With a faint smile, she turned away and concentrated her efforts on opening the door. After struggling for several moments, she felt him behind her. His presence engulfed her, trapping her against the massive expanse of his chest.
He reached a beefy arm around her and gave the door a great shove, heaving it into the darkness.
Kenna was fully aware of what lay beyond and had no fear of the close interior. Daylight guided her to a small table where she found flint and a candle, enough to illuminate the inside of the small cottage.
Ty ducked and stepped through the door, filling the inside and staring around in surprise.
Kenna followed his gaze, fully aware that he stood between her and the door. She tried to ignore it, taking in the broken stool, the crockery piled in the corner, the cold hearth. She took calming breaths, using the wobbly table as support. She was trapped in close confinement with him, her grandfather’s hated enemy and the man she feared most.
Relief flooded her when he moved from in front of the door and further into the room. He is changed, she told herself. Please, God. Let it be so. The ice around her heart melted a little when he turned a wondrous smile on her.
“What is this place?”
She took a deep breath and let it out slowly. “I discovered it as a child. It was my secret place.” She plied him with a sad smile and shook her head. “I have not been in years.”
He circled the room, no more than a few paces with his gigantic stride, until he stood beside her. The door was at her back, so she could still escape if needs be. For once she did not flinch when he lifted his hand.

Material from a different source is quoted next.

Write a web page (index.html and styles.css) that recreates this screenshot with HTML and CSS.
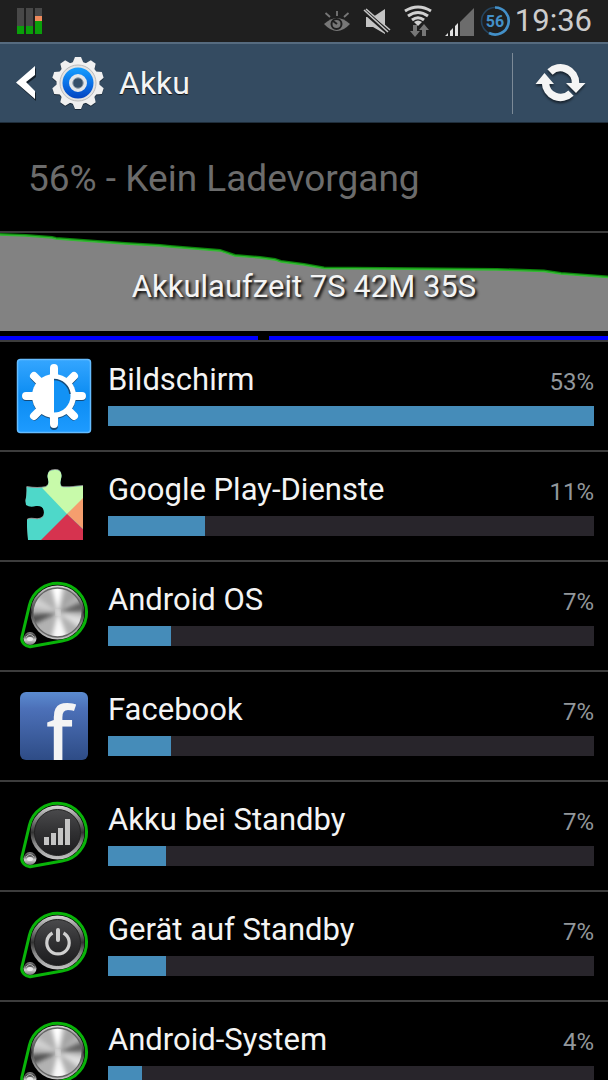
FILE: index.html
```
<!DOCTYPE html>
<html lang="de">
<head>
  <meta charset="UTF-8">
  <meta name="viewport" content="width=device-width, initial-scale=1">
  <title>Akku</title>
  <link rel="stylesheet" href="styles.css">
</head>
<body>
  <!-- Shared icon parts -->
  <svg class="defs" width="0" height="0" aria-hidden="true">
    <defs>
      <linearGradient id="rim" x1="0" y1="0" x2="0" y2="1">
        <stop offset="0" stop-color="#d8d8d8"/>
        <stop offset="0.3" stop-color="#777"/>
        <stop offset="0.5" stop-color="#333"/>
        <stop offset="0.7" stop-color="#888"/>
        <stop offset="1" stop-color="#c4c4c4"/>
      </linearGradient>
      <linearGradient id="dark" x1="0" y1="0" x2="0" y2="1">
        <stop offset="0" stop-color="#4a4a4c"/>
        <stop offset="0.5" stop-color="#303032"/>
        <stop offset="1" stop-color="#1c1c1e"/>
      </linearGradient>
      <linearGradient id="ball" x1="0" y1="0" x2="0" y2="1">
        <stop offset="0" stop-color="#8c8c8c"/>
        <stop offset="0.25" stop-color="#444"/>
        <stop offset="0.6" stop-color="#d0d0d0"/>
        <stop offset="1" stop-color="#777"/>
      </linearGradient>
      <linearGradient id="sky" x1="0" y1="0" x2="0" y2="1">
        <stop offset="0" stop-color="#35a6ff"/>
        <stop offset="0.5" stop-color="#0b8cf2"/>
        <stop offset="1" stop-color="#1e9bff"/>
      </linearGradient>
      <linearGradient id="fb" x1="0" y1="0" x2="0" y2="1">
        <stop offset="0" stop-color="#5b8bd0"/>
        <stop offset="0.25" stop-color="#4c70b8"/>
        <stop offset="1" stop-color="#2e4c86"/>
      </linearGradient>
      <linearGradient id="gearBlue" x1="0" y1="0" x2="0" y2="1">
        <stop offset="0" stop-color="#16a0ff"/>
        <stop offset="0.5" stop-color="#0a72e8"/>
        <stop offset="1" stop-color="#0444c0"/>
      </linearGradient>
      <filter id="soft"><feGaussianBlur stdDeviation="2.2"/></filter>
      <clipPath id="disc"><circle cx="41.500" cy="34.500" r="24.500"/></clipPath>

      <symbol id="pulley" viewBox="0 0 76 76">
        <path d="M46 63 L15.400 68.500 A8.200 8.200 0 0 1 6 58.500 L13.400 27.400 A29 29 0 1 1 46 63 Z" fill="#000" stroke="#09b409" stroke-width="3"/>
        <circle cx="41.500" cy="34.500" r="27" fill="url(#rim)"/>
        <circle cx="14" cy="60.500" r="6.500" fill="url(#ball)"/>
        <path d="M10 59Q14 54 18 59" fill="none" stroke="#b0b0b0"/>
        <ellipse cx="14" cy="61" rx="3" ry="2" fill="#e8e8e8"/>
      </symbol>
      <symbol id="metal" viewBox="0 0 76 76">
        <use href="#pulley"/>
        <g clip-path="url(#disc)">
          <rect x="16" y="8" width="52" height="53" fill="#b2b2b2"/>
          <g filter="url(#soft)">
            <path d="M42 34.500L34 4H48Z" fill="#fff"/>
            <path d="M42 34.500L34 66H54Z" fill="#f8f8f8"/>
            <path d="M42 34.500L10 37L12 49Z" fill="#505050"/>
            <path d="M42 34.500L74 20V33Z" fill="#606060"/>
            <path d="M42 34.500L74 40L69 54Z" fill="#dedede"/>
            <path d="M42 34.500L14 14L13 28Z" fill="#d0d0d0"/>
            <path d="M42 34.500L54 6L66 12Z" fill="#a4a4a4"/>
          </g>
          <circle cx="42" cy="34.500" r="2.500" fill="#eee" filter="url(#soft)"/>
        </g>
        <circle cx="41.500" cy="34.500" r="24.500" fill="none" stroke="#666" stroke-width="1.300"/>
      </symbol>
    </defs>
  </svg>

  <div class="status-bar">
    <svg class="meter" width="28" height="28" viewBox="0 0 28 28" aria-hidden="true">
      <path d="M1 1h7v26H1zM10 1h7v26h-7zM19 1h7v26h-7z" fill="#484848"/>
      <path d="M1 19h7v8H1zM10 19h7v8h-7zM19 14h7v13h-7z" fill="#0a9f0a"/>
      <path d="M19 9h7v5h-7z" fill="#ee8a5c"/>
    </svg>
    <div class="status-icons">
      <svg width="28" height="32" viewBox="0 0 28 32" aria-hidden="true">
        <path d="M1 19Q14 7 27 19Q14 33 1 19Z" fill="#777"/>
        <path d="M14 11V6M7 12L2.500 8M21 12L25.500 8" stroke="#777" stroke-width="1.800"/>
        <circle cx="13.500" cy="19" r="5" fill="#777" stroke="#1f1f1f" stroke-width="2"/>
        <path d="M14 19L10 16" stroke="#1f1f1f" stroke-width="2"/>
      </svg>
      <svg width="28" height="32" viewBox="0 0 28 32" aria-hidden="true">
        <path d="M3 12h7L22 4v25L10 22H3z" fill="#c4c4c4"/>
        <path d="M-1 4L26 28" stroke="#1f1f1f" stroke-width="5"/>
        <path d="M1 5L25 27M3 4L27 25" stroke="#c4c4c4" stroke-width="1.600"/>
      </svg>
      <svg width="30" height="32" viewBox="0 0 30 32" aria-hidden="true">
        <g fill="none" stroke="#d0d0d0" stroke-width="3">
          <path d="M2 6Q15 -2 28 6"/>
          <path d="M5 11Q15 4 25 11"/>
          <path d="M9 15Q15 10.500 21 15"/>
        </g>
        <path d="M11 17Q15 14 19 17L15 21Z" fill="#d0d0d0"/>
        <path d="M10 20h4v6h3l-5 6l-5-6h3zM19 31h4v-6h3l-5-6l-5 6h3z" fill="#777"/>
      </svg>
      <svg width="30" height="30" viewBox="0 0 30 30" aria-hidden="true">
        <path d="M15 16L29 2V30H15Z" fill="#6c6c6c"/>
        <path d="M0 30L3 27V30ZM5 25L8 22V30H5ZM10 20L13 17V30H10Z" fill="#e0e0e0"/>
      </svg>
      <svg width="30" height="30" viewBox="0 0 30 30" aria-label="56">
        <circle cx="15" cy="15" r="13.500" fill="none" stroke="#25445f" stroke-width="1.600"/>
        <path d="M15 1.500A13.500 13.500 0 1 1 9 27" fill="none" stroke="#4390c8" stroke-width="2.600"/>
        <text x="15" y="21" text-anchor="middle" class="ring-text">56</text>
      </svg>
    </div>
    <span class="clock">19:36</span>
  </div>

  <header class="action-bar">
    <button class="back" type="button" aria-label="Zurück">
      <svg width="20" height="36" viewBox="0 0 20 36">
        <path d="M20 3V12L11 19L20 28V36L2 20Z" fill="#15202b"/>
        <path d="M19 1V10L10 17L19 26V34L0 17.500Z" fill="#fff"/>
      </svg>
      <svg class="gear" width="54" height="54" viewBox="-27 -27 54 54">
        <defs>
          <path id="tooth" d="M-5.500 -20L-3 -26H3L5.500 -20Z"/>
          <g id="teeth">
            <use href="#tooth"/>
            <use href="#tooth" transform="rotate(36)"/>
            <use href="#tooth" transform="rotate(72)"/>
            <use href="#tooth" transform="rotate(108)"/>
            <use href="#tooth" transform="rotate(144)"/>
            <use href="#tooth" transform="rotate(180)"/>
            <use href="#tooth" transform="rotate(216)"/>
            <use href="#tooth" transform="rotate(252)"/>
            <use href="#tooth" transform="rotate(288)"/>
            <use href="#tooth" transform="rotate(324)"/>
            <circle r="21.500"/>
          </g>
        </defs>
        <use href="#teeth" y="1" fill="#1c2a37"/>
        <use href="#teeth" fill="#f0f0f0"/>
        <circle r="18" fill="#e4e4e4" stroke="#bbb"/>
        <circle r="15.500" fill="url(#gearBlue)"/>
        <circle r="7" fill="none" stroke="#e2e6ea" stroke-width="4"/>
        <circle r="5.200" fill="#35506b" stroke="#8b98a5"/>
      </svg>
    </button>
    <h1>Akku</h1>
    <button class="refresh" type="button" aria-label="Aktualisieren">
      <svg width="52" height="44" viewBox="534 61 52 44">
        <path d="M550 72A15 15 0 0 1 575.500 83M571 93.100A15 15 0 0 1 545.500 82.500" fill="none" stroke="#f5f5f5" stroke-width="7.500"/>
        <path d="M535.500 84L544.500 73L554 84ZM566 83H585.500L576 93Z" fill="#f5f5f5"/>
      </svg>
    </button>
  </header>

  <main>
    <p class="summary">56% - Kein Ladevorgang</p>

    <section class="history">
      <svg class="graph" viewBox="0 0 608 98" preserveAspectRatio="none" aria-hidden="true">
        <path d="M0 1L26 2L52 4L56 5L125 10L160 12L170 13L220 17L235 22L260 24L275 26L281 28L304 31L324 34.500L497 36L544 37.500L561 40L608 43.500V98H0Z" fill="#828282"/>
        <path d="M0 1L26 2L52 4L56 5L125 10L160 12L170 13L220 17L235 22L260 24L275 26L281 28L304 31L324 34.500L497 36L544 37.500L561 40L608 43.500" fill="none" stroke="#0b850b" stroke-width="2"/>
        <path d="M0 2L26 3L52 5L56 6L125 11L160 13L170 14L220 18L235 23L260 25L275 27L281 29L304 32L324 35.500L497 37L544 38.500L561 41L608 44.500" fill="none" stroke="#32b932" stroke-width="1.300"/>
      </svg>
      <p class="runtime">Akkulaufzeit 7S 42M 35S</p>
    </section>
    <div class="usage-line"><span></span><span></span></div>

    <ul class="apps">
      <li>
        <svg class="icon" viewBox="0 0 76 76" aria-hidden="true">
          <rect x="1.500" y="1.500" width="73" height="73" rx="3" fill="url(#sky)" stroke="#65bcff" stroke-width="1.500"/>
          <g stroke-linecap="round" stroke-width="8">
            <path d="M38 11V68M10 39H66M18.500 19.500L57.500 58.500M57.500 19.500L18.500 58.500" stroke="#174b78"/>
            <circle cx="38" cy="39" r="22" fill="#174b78"/>
            <path d="M38 10V66M10 38H66M18 18L58 58M58 18L18 58" stroke="#fff"/>
            <circle cx="38" cy="38" r="22" fill="#fff"/>
          </g>
          <path d="M38 21.500A16.500 16.500 0 0 1 38 54.500Z" fill="#1292f5"/>
          <path d="M38 21.500A16.500 16.500 0 0 1 54 36" fill="none" stroke="#174b78" stroke-width="1.500"/>
        </svg>
        <div class="info">
          <h2>Bildschirm</h2><span class="percent">53%</span>
          <div class="bar"><div style="width: 100%"></div></div>
        </div>
      </li>
      <li>
        <svg class="icon" viewBox="0 0 76 76" aria-hidden="true">
          <defs>
            <path id="piece" d="M10.500 19Q22 21 30 19Q34 17 32 11Q30 2 39 2Q47 2 45 11Q43 17 46 19Q50 20 67 18V72H12L11 58V52Q13 50 19 51Q28 52 28 45Q28 37 20 38Q14 40 10 37L9.500 33Q11 27 10.500 19Z"/>
            <clipPath id="pieceClip"><use href="#piece"/></clipPath>
          </defs>
          <use href="#piece" y="-1" fill="#909090"/>
          <g clip-path="url(#pieceClip)">
            <path d="M0 0H76V76H0Z" fill="#4ed8c9"/>
            <path d="M9 2H70V29L51 46Z" fill="#c8faaa"/>
            <path d="M51 46L68 29V62Z" fill="#f59e6e"/>
            <path d="M51 46L76 70V76H21Z" fill="#d6334f"/>
          </g>
        </svg>
        <div class="info">
          <h2>Google Play-Dienste</h2><span class="percent">11%</span>
          <div class="bar"><div style="width: 20%"></div></div>
        </div>
      </li>
      <li>
        <svg class="icon" viewBox="0 0 76 76" aria-hidden="true"><use href="#metal"/></svg>
        <div class="info">
          <h2>Android OS</h2><span class="percent">7%</span>
          <div class="bar"><div style="width: 13%"></div></div>
        </div>
      </li>
      <li>
        <svg class="icon" viewBox="0 0 76 76" aria-hidden="true">
          <rect x="4" y="4" width="68" height="68" rx="6" fill="url(#fb)"/>
          <text x="30" y="72" class="fb-letter">f</text>
        </svg>
        <div class="info">
          <h2>Facebook</h2><span class="percent">7%</span>
          <div class="bar"><div style="width: 13%"></div></div>
        </div>
      </li>
      <li>
        <svg class="icon" viewBox="0 0 76 76" aria-hidden="true">
          <use href="#pulley"/>
          <circle cx="41.500" cy="34.500" r="23" fill="url(#dark)" stroke="#222"/>
          <path d="M28 39h5v8h-5zM35 35h5v12h-5zM42 30h5v17h-5zM49 21h5v26h-5z" fill="#c4c4c4"/>
        </svg>
        <div class="info">
          <h2>Akku bei Standby</h2><span class="percent">7%</span>
          <div class="bar"><div style="width: 12%"></div></div>
        </div>
      </li>
      <li>
        <svg class="icon" viewBox="0 0 76 76" aria-hidden="true">
          <use href="#pulley"/>
          <circle cx="41.500" cy="34.500" r="23" fill="url(#dark)" stroke="#222"/>
          <path d="M36.500 25A11.200 11.200 0 1 0 47.500 25" fill="none" stroke="#d0d0d0" stroke-width="3.200"/>
          <path d="M42 22V32" stroke="#d0d0d0" stroke-width="4" stroke-linecap="round"/>
        </svg>
        <div class="info">
          <h2>Gerät auf Standby</h2><span class="percent">7%</span>
          <div class="bar"><div style="width: 12%"></div></div>
        </div>
      </li>
      <li>
        <svg class="icon" viewBox="0 0 76 76" aria-hidden="true"><use href="#metal"/></svg>
        <div class="info">
          <h2>Android-System</h2><span class="percent">4%</span>
          <div class="bar"><div style="width: 7%"></div></div>
        </div>
      </li>
    </ul>
  </main>
</body>
</html>
```
FILE: styles.css
```
* {
  box-sizing: border-box;
}

body {
  margin: 0;
  height: 100vh;
  display: flex;
  flex-direction: column;
  overflow: hidden;
  background-color: #000;
  color: #f4f4f4;
  font-family: Roboto, sans-serif;
}

h1, h2, p, ul {
  margin: 0;
  padding: 0;
  font-weight: 400;
}

button {
  border: none;
  padding: 0;
  background: none;
  color: inherit;
  cursor: pointer;
}

svg {
  display: block;
  flex: none;
}

.defs {
  position: absolute;
}

/* Status bar */
.status-bar {
  flex: none;
  height: 42px;
  padding: 0 16px;
  display: flex;
  align-items: center;
  background-color: #1f1f1f;
}

.status-icons {
  margin-left: auto;
  display: flex;
  align-items: center;
  gap: 12px;
}

.status-icons svg:last-child {
  margin-left: -7px;
}

.ring-text {
  fill: #4390c8;
  font-size: 16px;
  font-weight: 700;
}

.clock {
  margin-left: 5px;
  color: #ccc;
  font-size: 31px;
  line-height: 42px;
}

/* Action bar */
.action-bar {
  flex: none;
  height: 81px;
  padding: 0 22px 0 16px;
  display: flex;
  align-items: center;
  background-color: #344b61;
  border-top: 2px solid #566b7f;
  border-bottom: 1px solid #1f2d3a;
}

.back {
  display: flex;
  align-items: center;
  gap: 15px;
}

h1 {
  flex: 1;
  margin-left: 14px;
  font-size: 32px;
  line-height: 40px;
  text-shadow: 0 1px 1px #111;
}

.refresh {
  height: 61px;
  padding-left: 21px;
  border-left: 1px solid #7c8a97;
}

.refresh svg {
  filter: drop-shadow(0 2px 1px #17222d);
}

/* Content */
main {
  flex: 1;
  min-height: 0;
  overflow-y: auto;
  scrollbar-width: none;
}

.summary {
  height: 108px;
  padding: 0 28px;
  color: #6c6c6c;
  font-size: 37px;
  line-height: 112px;
}

.history {
  display: grid;
  border-top: 2px solid #3c3c3c;
}

.graph, .runtime {
  grid-area: 1 / 1;
}

.graph {
  width: 100%;
  height: 98px;
}

.runtime {
  padding-top: 34px;
  font-size: 31px;
  line-height: 40px;
  text-align: center;
  text-shadow: 2px 2px 3px #000;
}

.usage-line {
  height: 11px;
  padding-top: 5px;
  display: flex;
  gap: 11px;
  border-bottom: 2px solid #3c3c3c;
}

.usage-line span {
  flex: 340;
  height: 4px;
  background-color: #0000fe;
}

.usage-line span:first-child {
  flex: 258;
}

/* App list */
.apps {
  list-style: none;
}

.apps li {
  height: 110px;
  padding: 0 14px 0 16px;
  display: flex;
  align-items: center;
  gap: 16px;
  border-bottom: 2px solid #3c3c3c;
}

.icon {
  width: 76px;
  height: 76px;
  overflow: visible;
}

.info {
  flex: 1;
  padding-bottom: 6px;
  display: grid;
  grid-template-columns: 1fr auto;
  align-items: baseline;
  row-gap: 6px;
}

h2 {
  font-size: 31px;
  line-height: 40px;
}

.percent {
  color: #92979b;
  font-size: 24px;
}

.bar {
  grid-column: 1 / -1;
  height: 20px;
  background-color: #28252b;
}

.bar div {
  height: 100%;
  background-color: #458cb9;
}

.fb-letter {
  fill: #f4f4f4;
  font-family: "Open Sans", sans-serif;
  font-size: 74px;
  font-weight: 600;
}
```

Kenna dreads her husband’s homecoming like the plague. The man she married is vile and cruel. She has prayed every day of his absence he would be killed in the fighting, freeing her from a life of brutal torment and a loveless marriage. But the man on her doorstep has changed. This man is kind, gentle and sparks a fire in her she never felt in the early days of her marriage.
Ty is returning home after years fighting in France. He yearns for the arms of his beautiful wife and to finally meet the daughter he has never known. But can Kenna forgive the man she married and love the man he has become?